Refusal or inability to pay extortion to either state actors and/or criminal organizations may, under certain circumstances, constitute the expression of political opinion. Courts have recognized that while “[p]urely personal retribution is, of course, not persecution on account of political opinion,” it may be so considered “[w]hen the alleged [government] corruption [or extortion] is inextricably intertwined with governmental operation,” which is necessarily political. Grava v. INS, 205 F.3d 1177, 1181-82 (9th Cir. 2000). Similarly, Desir concluded that refusal to comply with the extortion demands of members of a governmental security force constitutes the expression of a political opinion where the refusal results in “classification and treatment as a subversive.” Desir, 840 F.2d at 727. Nonetheless, most circuits have held that state actors’ retaliatory conduct for failure to pay bribes is generally driven by criminal, non-political motives.

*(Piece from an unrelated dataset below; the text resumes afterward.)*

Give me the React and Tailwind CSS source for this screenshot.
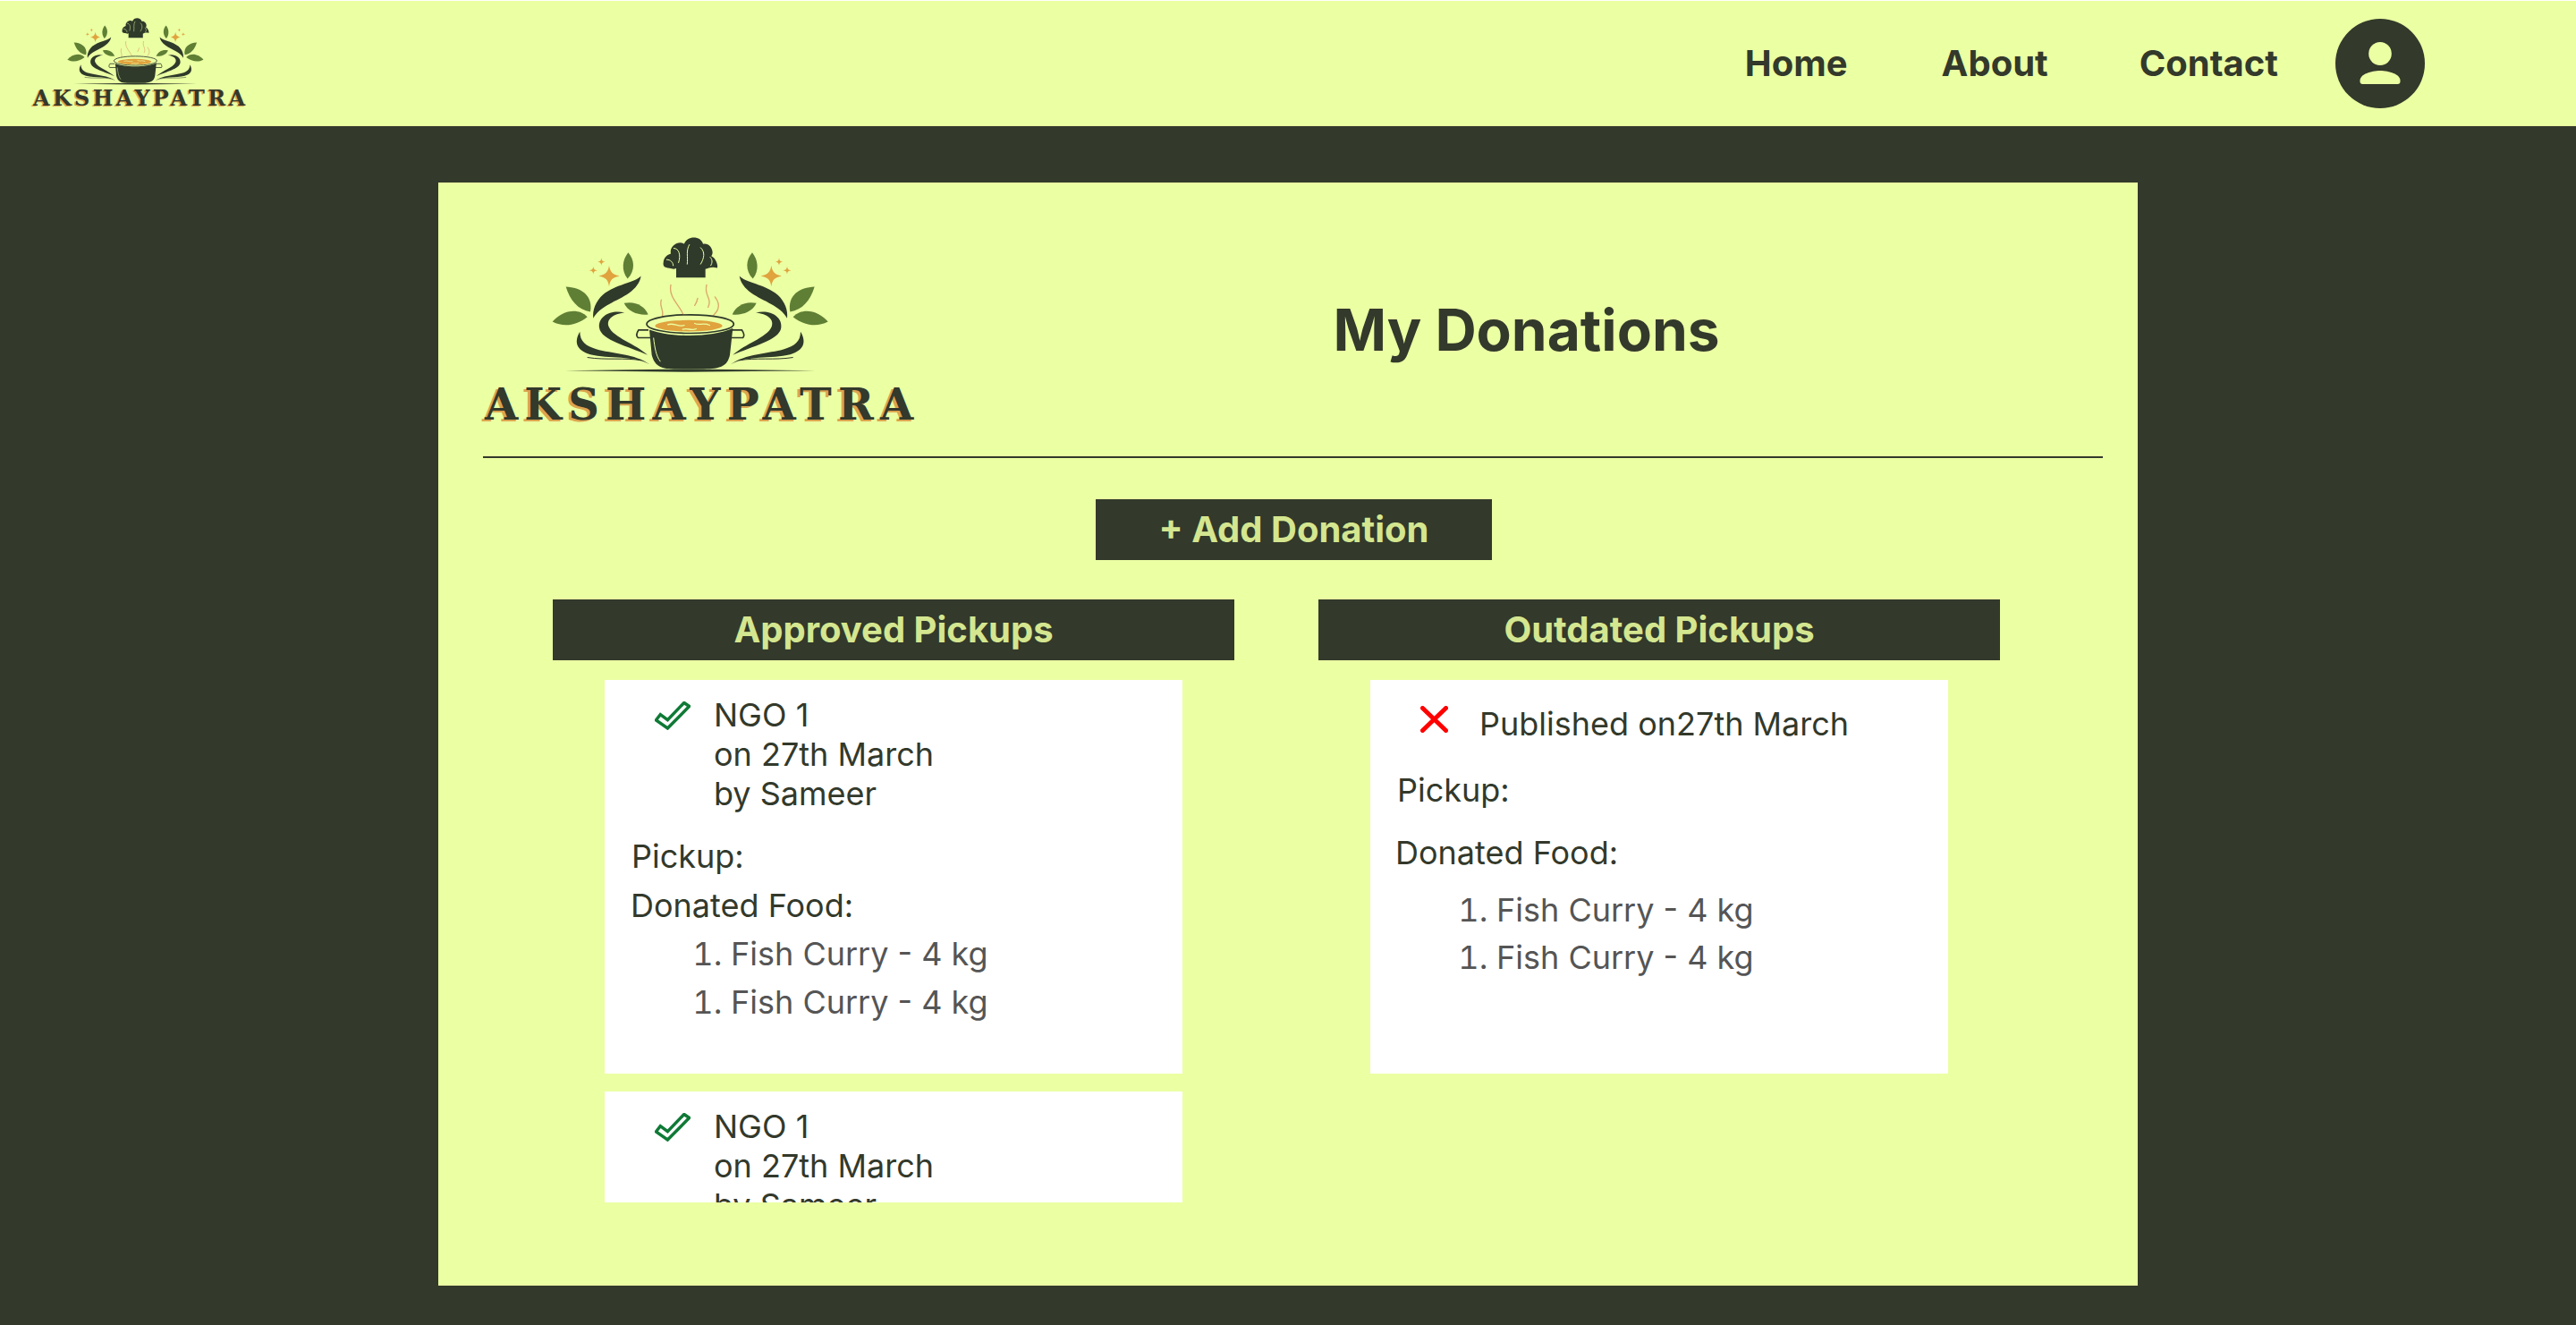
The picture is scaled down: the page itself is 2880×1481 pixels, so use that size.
import React from "react";

const DARK = "#2f3a2a";
const GREEN = "#5f7f35";
const GOLD = "#e0a33e";
const LIGHT = "#ebffa3";

function Half() {
  return (
    <g>
      <path fill={GOLD} d="M483 170 C487 193 494 200 518 205 C494 210 487 217 483 240 C479 217 472 210 448 205 C472 200 479 193 483 170Z" />
      <path fill={GOLD} d="M457 144 C458 153 461 156 470 157 C461 158 458 161 457 170 C456 161 453 158 444 157 C453 156 456 153 457 144Z" />
      <path fill={GOLD} d="M430 172 C431 182 434 185 444 186 C434 187 431 190 430 200 C429 190 426 187 416 186 C426 185 429 182 430 172Z" />
      <path fill={GREEN} d="M547 126 C568 150 572 185 545 214 C522 185 528 150 547 126Z" />
      <path fill={GREEN} d="M338 241 C388 243 430 270 420 325 C378 318 352 287 338 241Z" />
      <path fill={GREEN} d="M293 358 C323 322 378 308 410 342 C372 372 330 377 293 358Z" />
      <path fill={GREEN} d="M533 296 C570 288 602 305 614 334 C580 337 548 327 533 296Z" />
      <path fill={DARK} d="M590 205 C570 228 505 232 462 268 C438 290 426 320 430 347 C452 305 510 290 550 262 C572 246 586 228 590 205Z" />
      <path fill={DARK} d="M535 328 C490 316 445 340 450 378 C456 422 550 440 612 470 C572 432 498 412 482 375 C472 350 497 332 535 328Z" />
      <path fill={DARK} d="M385 392 C365 425 372 455 420 468 C480 483 570 470 620 502 C572 465 490 465 440 450 C405 440 385 425 385 392Z" />
      <path fill="none" stroke={DARK} strokeWidth="3" d="M410 478 C470 488 540 478 590 488" />
    </g>
  );
}

function LogoArt({ className }) {
  return (
    <svg viewBox="60 75 1440 455" className={className}>
      <Half />
      <g transform="translate(1510 0) scale(-1 1)">
        <Half />
      </g>
      <path fill={DARK} d="M708 168 H806 V210 H708Z" />
      <path fill={DARK} d="M700 182 C678 176 662 180 665 160 C666 145 675 135 690 130 C684 105 715 85 735 97 C745 68 792 70 798 98 C820 92 838 122 826 138 C842 145 850 172 845 178 C830 172 815 178 806 182 C780 170 730 170 700 182Z" />
      <g fill="none" stroke={LIGHT} strokeWidth="3" strokeLinecap="round">
        <path d="M700 112 C718 112 724 135 716 160" />
        <path d="M752 100 C740 120 748 140 745 165" />
        <path d="M790 110 C806 125 802 145 790 165" />
        <path d="M822 142 C830 150 830 160 824 170" />
        <path d="M676 150 C690 150 698 160 698 170" />
      </g>
      <g fill="none" stroke="#dba76a" strokeWidth="4" strokeLinecap="round">
        <path d="M690 235 C680 280 730 310 735 345" />
        <path d="M658 285 C650 310 670 320 660 345" />
        <path d="M810 235 C800 270 830 280 815 310" />
        <path d="M838 275 C865 310 840 330 825 345" />
        <path d="M780 280 C778 290 774 298 770 304" />
      </g>
      <path fill="none" stroke={DARK} strokeWidth="5" d="M615 386 H582 C574 398 574 408 580 412 H625" />
      <path fill="none" stroke={DARK} strokeWidth="5" d="M895 386 H928 C936 398 936 408 932 412 H885" />
      <path fill={DARK} d="M618 385 C690 412 830 412 898 380 L888 470 C880 506 860 517 800 517 H700 C650 517 635 502 626 470Z" />
      <path fill="none" stroke={LIGHT} strokeWidth="3" d="M632 412 C636 445 640 472 655 492" />
      <ellipse cx="755" cy="366" rx="146" ry="31" fill={LIGHT} stroke={DARK} strokeWidth="5" />
      <ellipse cx="750" cy="372" rx="113" ry="19" fill={GOLD} />
      <g fill="none" stroke={LIGHT} strokeWidth="4" strokeLinecap="round">
        <path d="M680 368 C700 360 715 378 735 370" />
        <path d="M770 364 C785 372 800 360 820 370" />
        <path d="M730 384 C745 378 760 390 775 382" />
      </g>
      <path fill={DARK} d="M335 522 L755 517 L1175 522 L755 527Z" />
    </svg>
  );
}

function Check() {
  return (
    <svg viewBox="0 0 40 32" className="w-[40px] h-[32px] shrink-0">
      <path d="M32.8 1.5 L38.6 5.5 L14.4 30 L1.5 20.8 L6.3 14.6 L14.4 20.6 Z" fill="none" stroke="#0f7a36" strokeWidth="3.5" />
    </svg>
  );
}

function Cross() {
  return (
    <svg viewBox="0 0 31 30" className="w-[31px] h-[30px] shrink-0">
      <path d="M2.5 2.5 L28.5 27.5 M28.5 2.5 L2.5 27.5" stroke="#ff0000" strokeWidth="5" strokeLinecap="round" fill="none" />
    </svg>
  );
}

function Food({ className }) {
  return (
    <ol className={`list-decimal pl-[141px] text-[#555555] ${className}`}>
      <li>Fish Curry - 4 kg</li>
    </ol>
  );
}

function ApprovedCard() {
  return (
    <div className="mx-[58px] mb-[20px] h-[440px] shrink-0 bg-white pt-[17px] text-[36px] leading-[44px] text-[#33392b]">
      <div className="flex pl-[56px]">
        <div className="mt-[7px] mr-[26px]"><Check /></div>
        <div>
          <div>NGO 1</div>
          <div>on 27th March</div>
          <div>by Sameer</div>
        </div>
      </div>
      <div className="mt-[26px] pl-[30px]">Pickup:</div>
      <div className="mt-[11px] pl-[29px]">Donated Food:</div>
      <Food className="mt-[10px]" />
      <Food className="mt-[10px]" />
    </div>
  );
}

function OutdatedCard() {
  return (
    <div className="mx-[58px] h-[440px] shrink-0 bg-white pt-[27px] text-[36px] leading-[44px] text-[#33392b]">
      <div className="flex items-center pl-[56px]">
        <div className="mr-[35px] -mt-[10px]"><Cross /></div>
        <div>Published on27th March</div>
      </div>
      <div className="mt-[30px] pl-[30px]">Pickup:</div>
      <div className="mt-[26px] pl-[28px]">Donated Food:</div>
      <Food className="mt-[20px]" />
      <Food className="mt-[9px]" />
    </div>
  );
}

function Column({ title, children }) {
  return (
    <div className="w-[762px] flex flex-col">
      <div className="h-[68px] flex items-center justify-center bg-[#33392b] text-[#d4e68f] text-[40px] font-bold">{title}</div>
      <div className="mt-[22px] h-[584px] overflow-hidden flex flex-col">{children}</div>
    </div>
  );
}

export default function App() {
  return (
    <div className="h-[1481px] flex flex-col bg-white pt-px font-['Inter',sans-serif]">
      <nav className="h-[140px] shrink-0 flex items-center bg-[#ebffa3] pl-[37px] pr-[169px] text-[#33392b]">
        <div className="flex flex-col items-start w-[237px]">
          <LogoArt className="w-[237px] h-[75px]" />
          <div className="mt-[2px] text-[24px] leading-[26px] font-bold tracking-[3.3px] whitespace-nowrap font-['DejaVu_Serif',serif] [text-shadow:-1.5px_1px_0_#dca44f]">AKSHAYPATRA</div>
        </div>
        <div className="ml-auto flex items-center text-[40px] font-bold">
          <a className="mr-[105px]">Home</a>
          <a className="mr-[102px]">About</a>
          <a className="mr-[64px]">Contact</a>
          <div className="w-[100px] h-[100px] rounded-full bg-[#33392b] flex items-center justify-center">
            <svg viewBox="0 0 100 100" className="w-[100px] h-[100px]">
              <ellipse cx="50" cy="39" rx="12.8" ry="13" fill="#ebffa3" />
              <path fill="#ebffa3" d="M27.5 69 C27.5 62 40 58 50 58 C60 58 72.5 62 72.5 69 V70 a3 3 0 0 1 -3 3 H30.5 a3 3 0 0 1 -3 -3 Z" />
            </svg>
          </div>
        </div>
      </nav>
      <main className="flex-1 bg-[#33392b] flex justify-center pt-[63px]">
        <div className="w-[1900px] h-[1233px] bg-[#ebffa3] flex flex-col">
          <div className="h-[306px] shrink-0 flex pl-[50px] pt-[61px] text-[#33392b]">
            <div className="w-[480px] flex flex-col items-start">
              <LogoArt className="w-[480px] h-[152px]" />
              <div className="mt-[9px] ml-[2px] text-[48px] leading-[53px] font-bold tracking-[7.1px] whitespace-nowrap font-['DejaVu_Serif',serif] [text-shadow:-3px_2px_0_#dca44f]">AKSHAYPATRA</div>
            </div>
            <h1 className="flex-1 pl-[42px] pr-[39px] text-center text-[64px] leading-[80px] font-bold mt-[64px] h-[80px]">My Donations</h1>
          </div>
          <div className="ml-[50px] mr-[39px] h-[2px] shrink-0 bg-[#33392b]" />
          <div className="mt-[46px] pl-[13px] flex justify-center">
            <button className="w-[443px] h-[68px] bg-[#33392b] text-[#d4e68f] text-[40px] font-bold">+ Add Donation</button>
          </div>
          <div className="mt-[44px] pl-[128px] flex gap-[94px]">
            <Column title="Approved Pickups">
              <ApprovedCard />
              <ApprovedCard />
            </Column>
            <Column title="Outdated Pickups">
              <OutdatedCard />
            </Column>
          </div>
        </div>
      </main>
    </div>
  );
}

Thuri v. Ashcroft, 380 F.3d 788, 792 (5th Cir. 2004). Thuri interestingly enough favorably cites Grava and Desir but distinguishes the facts in its decision to conclude that the legal standards announced in these cases do not apply. Id. at 792-93. Similarly, Khozhaynova v. Holder, 641 F.3d 187 (6th Cir. 2011) held that mere refusal to pay extortion demands does not constitute political opinion in the absence of evidence connecting criminal activity to political opinion.